Biden mulls health emergency on abortions, calls US Supreme Court ‘out of control’

President urges people to ‘keep protesting’ overturning of Roe v. Wade; White House official Jen Klein has said declaring health emergency isn’t a ‘great option’

US President Joe Biden on a bike ride in Gordons Pond State Park in Rehoboth Beach, Delaware, July 10, 2022. (AP Photo/ Andrew Harnik)
US President Joe Biden on a bike ride in Gordons Pond State Park in Rehoboth Beach, Delaware, July 10, 2022. (AP Photo/ Andrew Harnik)

US President Joe Biden said Sunday that he is considering declaring a public health emergency to free up federal resources to promote abortion access even though the White House has said it does not seem like “a great option.”

He also called the US Supreme Court “out of control,” and offered a message to people enraged by the court’s ruling last month that ended a constitutional right to abortion and who have been demonstrating across the country: “Keep protesting. Keep making your point. It’s critically important.”

The president, in remarks to reporters during a stop on a bike ride near his family’s Delaware beach house, said he lacks the power to force the dozen-plus states with strict restrictions or outright bans on abortion to allow the procedure.

“I don’t have the authority to say that we’re going to reinstate Roe v. Wade as the law of the land,” he said, referring to the Supreme Court’s decision from 1973 that had established a national right to abortion. Biden said Congress would have to codify that right and for that to have a better chance in the future, voters would have to elect more lawmakers who support abortion access.

“We cannot allow an out-of-control Supreme Court working in conjunction with extremist elements of the Republican Party to take away freedoms and our personal autonomy,” he said.

Biden said his administration has been making a point to try to do a “lot of things to accommodate the rights of women” after the ruling, including considering declaring a public health emergency to free up federal resources. Such a move has been pushed by advocates, but White House officials have questioned both its legality and efficacy, and noted that it would almost certainly face legal challenges.

The president said he has asked officials “to look at whether I have the authority to do that and what impact that would have.”

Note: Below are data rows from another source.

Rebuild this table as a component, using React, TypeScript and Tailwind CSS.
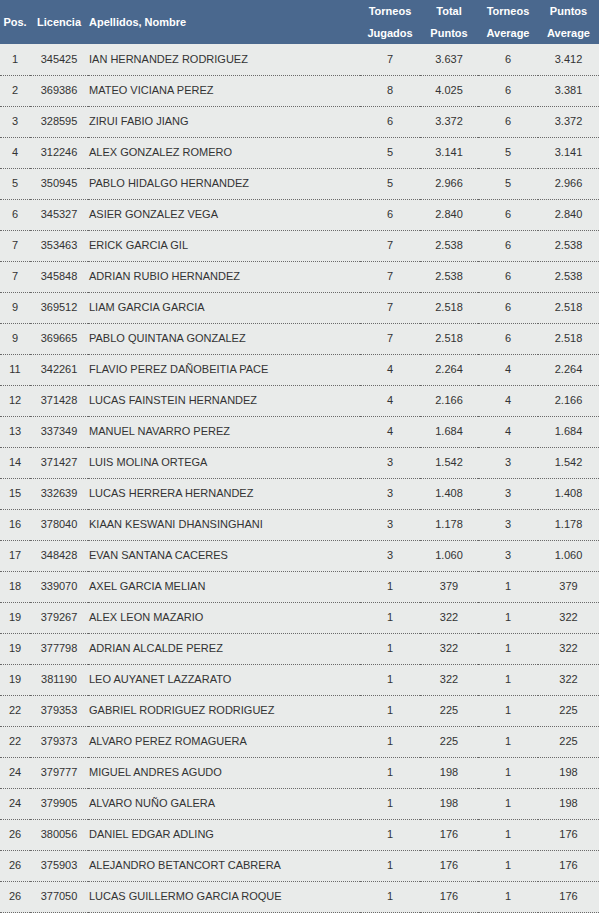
const filas: [string, string, string, string, string, string, string][] = [
  ["1", "345425", "IAN HERNANDEZ RODRIGUEZ", "7", "3.637", "6", "3.412"],
  ["2", "369386", "MATEO VICIANA PEREZ", "8", "4.025", "6", "3.381"],
  ["3", "328595", "ZIRUI FABIO JIANG", "6", "3.372", "6", "3.372"],
  ["4", "312246", "ALEX GONZALEZ ROMERO", "5", "3.141", "5", "3.141"],
  ["5", "350945", "PABLO HIDALGO HERNANDEZ", "5", "2.966", "5", "2.966"],
  ["6", "345327", "ASIER GONZALEZ VEGA", "6", "2.840", "6", "2.840"],
  ["7", "353463", "ERICK GARCIA GIL", "7", "2.538", "6", "2.538"],
  ["7", "345848", "ADRIAN RUBIO HERNANDEZ", "7", "2.538", "6", "2.538"],
  ["9", "369512", "LIAM GARCIA GARCIA", "7", "2.518", "6", "2.518"],
  ["9", "369665", "PABLO QUINTANA GONZALEZ", "7", "2.518", "6", "2.518"],
  ["11", "342261", "FLAVIO PEREZ DAÑOBEITIA PACE", "4", "2.264", "4", "2.264"],
  ["12", "371428", "LUCAS FAINSTEIN HERNANDEZ", "4", "2.166", "4", "2.166"],
  ["13", "337349", "MANUEL NAVARRO PEREZ", "4", "1.684", "4", "1.684"],
  ["14", "371427", "LUIS MOLINA ORTEGA", "3", "1.542", "3", "1.542"],
  ["15", "332639", "LUCAS HERRERA HERNANDEZ", "3", "1.408", "3", "1.408"],
  ["16", "378040", "KIAAN KESWANI DHANSINGHANI", "3", "1.178", "3", "1.178"],
  ["17", "348428", "EVAN SANTANA CACERES", "3", "1.060", "3", "1.060"],
  ["18", "339070", "AXEL GARCIA MELIAN", "1", "379", "1", "379"],
  ["19", "379267", "ALEX LEON MAZARIO", "1", "322", "1", "322"],
  ["19", "377798", "ADRIAN ALCALDE PEREZ", "1", "322", "1", "322"],
  ["19", "381190", "LEO AUYANET LAZZARATO", "1", "322", "1", "322"],
  ["22", "379353", "GABRIEL RODRIGUEZ RODRIGUEZ", "1", "225", "1", "225"],
  ["22", "379373", "ALVARO PEREZ ROMAGUERA", "1", "225", "1", "225"],
  ["24", "379777", "MIGUEL ANDRES AGUDO", "1", "198", "1", "198"],
  ["24", "379905", "ALVARO NUÑO GALERA", "1", "198", "1", "198"],
  ["26", "380056", "DANIEL EDGAR ADLING", "1", "176", "1", "176"],
  ["26", "375903", "ALEJANDRO BETANCORT CABRERA", "1", "176", "1", "176"],
  ["26", "377050", "LUCAS GUILLERMO GARCIA ROQUE", "1", "176", "1", "176"],
]

export default function App() {
  const celda = "h-[31px] p-0 border-b border-dotted border-[#6a6a6a] text-center"

  return (
    <div className="w-[600px] bg-white font-['Liberation_Sans',Arial,sans-serif]">
      <table className="w-[599px] border-collapse table-fixed bg-[#e9ebea] text-[11px] text-[#333]">
        <colgroup>
          <col className="w-[30px]" />
          <col className="w-[58px]" />
          <col className="w-[272px]" />
          <col className="w-[60px]" />
          <col className="w-[58px]" />
          <col className="w-[60px]" />
          <col className="w-[61px]" />
        </colgroup>
        <thead>
          <tr className="h-[44px] bg-[#4a688e] text-white text-[11px] font-bold leading-[22px]">
            <th className="p-0 text-center">Pos.</th>
            <th className="p-0 text-center">Licencia</th>
            <th className="p-0 pl-px text-left">Apellidos, Nombre</th>
            <th className="p-0 text-center">Torneos<br />Jugados</th>
            <th className="p-0 text-center">Total<br />Puntos</th>
            <th className="p-0 text-center">Torneos<br />Average</th>
            <th className="p-0 text-center">Puntos<br />Average</th>
          </tr>
        </thead>
        <tbody>
          {filas.map((f, i) => (
            <tr key={i}>
              <td className={celda}>{f[0]}</td>
              <td className={celda}>{f[1]}</td>
              <td className="h-[31px] p-0 pl-px border-b border-dotted border-[#6a6a6a] text-left">{f[2]}</td>
              <td className={celda}>{f[3]}</td>
              <td className={celda}>{f[4]}</td>
              <td className={celda}>{f[5]}</td>
              <td className={celda}>{f[6]}</td>
            </tr>
          ))}
        </tbody>
      </table>
    </div>
  )
}
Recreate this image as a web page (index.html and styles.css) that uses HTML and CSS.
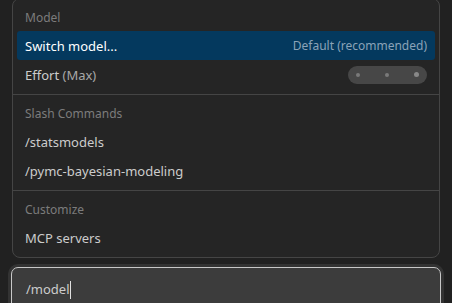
FILE: index.html
```html
<!DOCTYPE html>
<html lang="en">
  <head>
    <meta charset="UTF-8" />
    <meta name="viewport" content="width=device-width, initial-scale=1.0" />
    <title>Command menu</title>
    <link rel="stylesheet" href="styles.css">
  </head>
  <body>
    <div class="menu">
      <div class="section">
        <div class="section-title">Model</div>
        <div class="item active">
          <span class="label">Switch model...</span>
          <span class="hint">Default (recommended)</span>
        </div>
        <div class="item">
          <span class="label">Effort <span class="dim">(Max)</span></span>
          <div class="effort">
            <span class="dot"></span>
            <span class="dot"></span>
            <span class="dot on"></span>
          </div>
        </div>
      </div>

      <div class="section">
        <div class="section-title">Slash Commands</div>
        <div class="item"><span class="label">/statsmodels</span></div>
        <div class="item"><span class="label">/pymc-bayesian-modeling</span></div>
      </div>

      <div class="section">
        <div class="section-title">Customize</div>
        <div class="item"><span class="label">MCP servers</span></div>
      </div>
    </div>

    <div class="prompt">
      <span class="prompt-text">/model</span><span class="caret"></span>
    </div>
  </body>
</html>
```

FILE: styles.css
```css
* {
  margin: 0;
  padding: 0;
  box-sizing: border-box;
}
html,
body {
  width: 100%;
  height: 100%;
  overflow: hidden;
}
body {
  background-color: #212121;
  font-family: "Noto Sans", "Open Sans", sans-serif;
  font-size: 13px;
  color: #cccccc;
  padding: 0 12px;
}
/* popup list */
.menu {
  margin-top: -2px;
  background-color: #252525;
  border: 1px solid #454545;
  border-radius: 8px;
}
.section {
  padding: 5px 4px;
  border-top: 1px solid #454545;
}
.section:first-child {
  border-top: none;
}
.section-title {
  height: 27px;
  line-height: 27px;
  padding: 0 8px;
  font-size: 12px;
  color: #7c7c7c;
}
.item {
  height: 29px;
  display: flex;
  align-items: center;
  justify-content: space-between;
  padding: 0 8px;
  border-radius: 3px;
}
.item.active {
  background-color: #04395e;
  color: #ffffff;
}
.hint {
  color: #8ba3b8;
  font-size: 12px;
}
.dim {
  color: #a8a8a8;
}
/* effort slider */
.effort {
  width: 79px;
  height: 18px;
  border-radius: 9px;
  background-color: #474747;
  display: flex;
  align-items: center;
  justify-content: space-between;
  padding: 0 8px;
}
.dot {
  width: 4px;
  height: 4px;
  border-radius: 50%;
  background-color: #7a7a7a;
}
.dot.on {
  width: 5px;
  height: 5px;
  background-color: #888888;
}
/* chat input */
.prompt {
  margin: 9px -1px 0;
  height: 44px;
  background-color: #3c3c3c;
  border: 1px solid #c8c8c8;
  border-radius: 7px;
  box-shadow: 0 0 0 3px #333333;
  padding: 12px 14px 0;
  display: flex;
  align-items: flex-start;
}
.prompt-text {
  line-height: 19px;
  font-size: 13px;
  color: #cccccc;
}
.caret {
  width: 1px;
  height: 18px;
  margin-top: 1px;
  background-color: #e0e0e0;
}
```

Abortion rights demonstrators march to the White House during a protest to pressure the Biden administration to act and protect abortion rights, Washington, DC, July 9, 2022. (AP Photo/Jose Luis Magana)

On Friday, Jen Klein, the director of the White House Gender Policy Council, said it “didn’t seem like a great option.”

“When we looked at the public health emergency, we learned a couple things: One is that it doesn’t free very many resources,” she told reporters. “It’s what’s in the public health emergency fund, and there’s very little money — tens of thousands of dollars in it. So that didn’t seem like a great option. And it also doesn’t release a significant amount of legal authority. And so that’s why we haven’t taken that action yet.”